We have heard talk of the 28 February court case and the ruling that the Human Fertilisation and Embryology Act 1990 is incompatible [with Art. 8 of the Convention].... That has clearly made the issue all the more urgent. However, although the courts have made a ruling, the measure should be not a response to decisions taken there, but a state­ment by the House on what is the right thing to do. That is the way forward for it.

On the flip side, when MPs are anxious about the political ramifica­tions of changing the law, the declaration of incompatibility is por­trayed as a binding obligation, with which Parliament has no choice but to comply. For example, the declaration of incompatibility made against the 'indefinite notification' regime under the SOA[558] received an acrimonious reception from the government.

MPs emphasized that they had no option but to address the incompatibility, although they would follow the path of minimal compliance with the Supreme Court's judgment.[559]

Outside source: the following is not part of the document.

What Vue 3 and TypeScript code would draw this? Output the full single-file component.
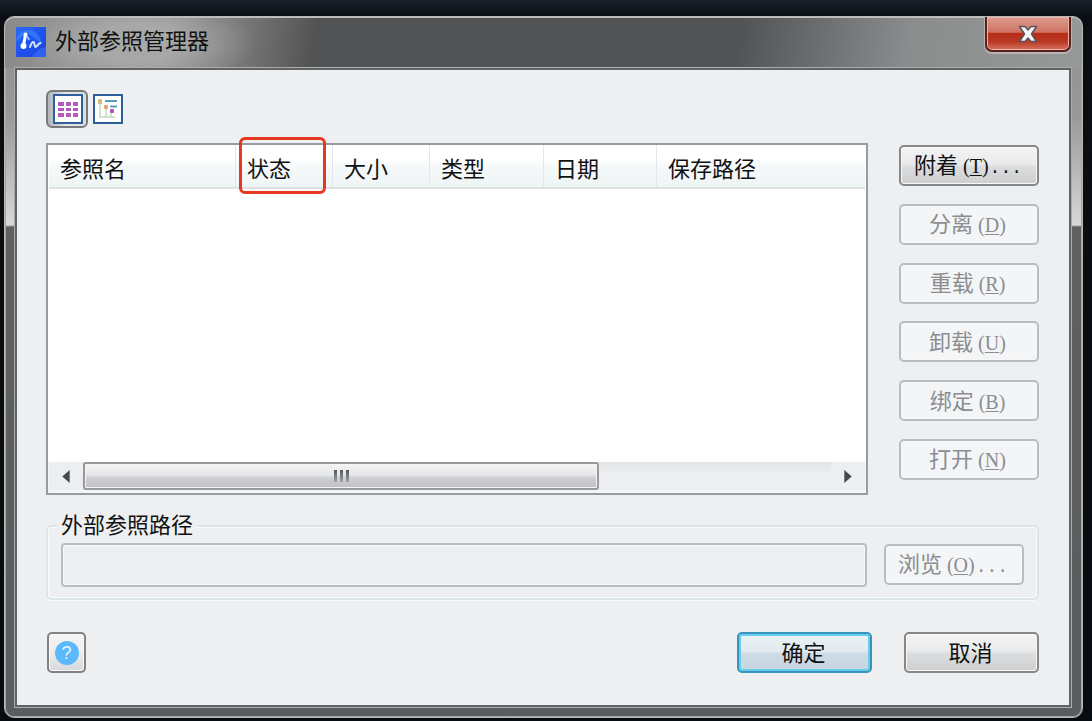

In this vein, similar to the Indian system sometimes being depicted as one where the doctrine of parliamentary supremacy held sway, the British system—characterized by the 'new model' labels set out in Chapter 1—has been depicted as a jurisdiction where judicial suprem­acy prevails. MPs have often described the declaration of incompatibil­ity in terms resembling a power to strike down legislation—observing for instance, that the courts 'struck down'[560] or 'overturned'[561] provi­sions of primary legislation.[562] Once again, it is hard to dismiss these statements as merely a failure to understand the UK's constitutional arrangements. Rather, they reinforce that in practice, the Westminster Parliament does not enjoy the kind of space for political responses that scholars expected, following the HRA's enactment.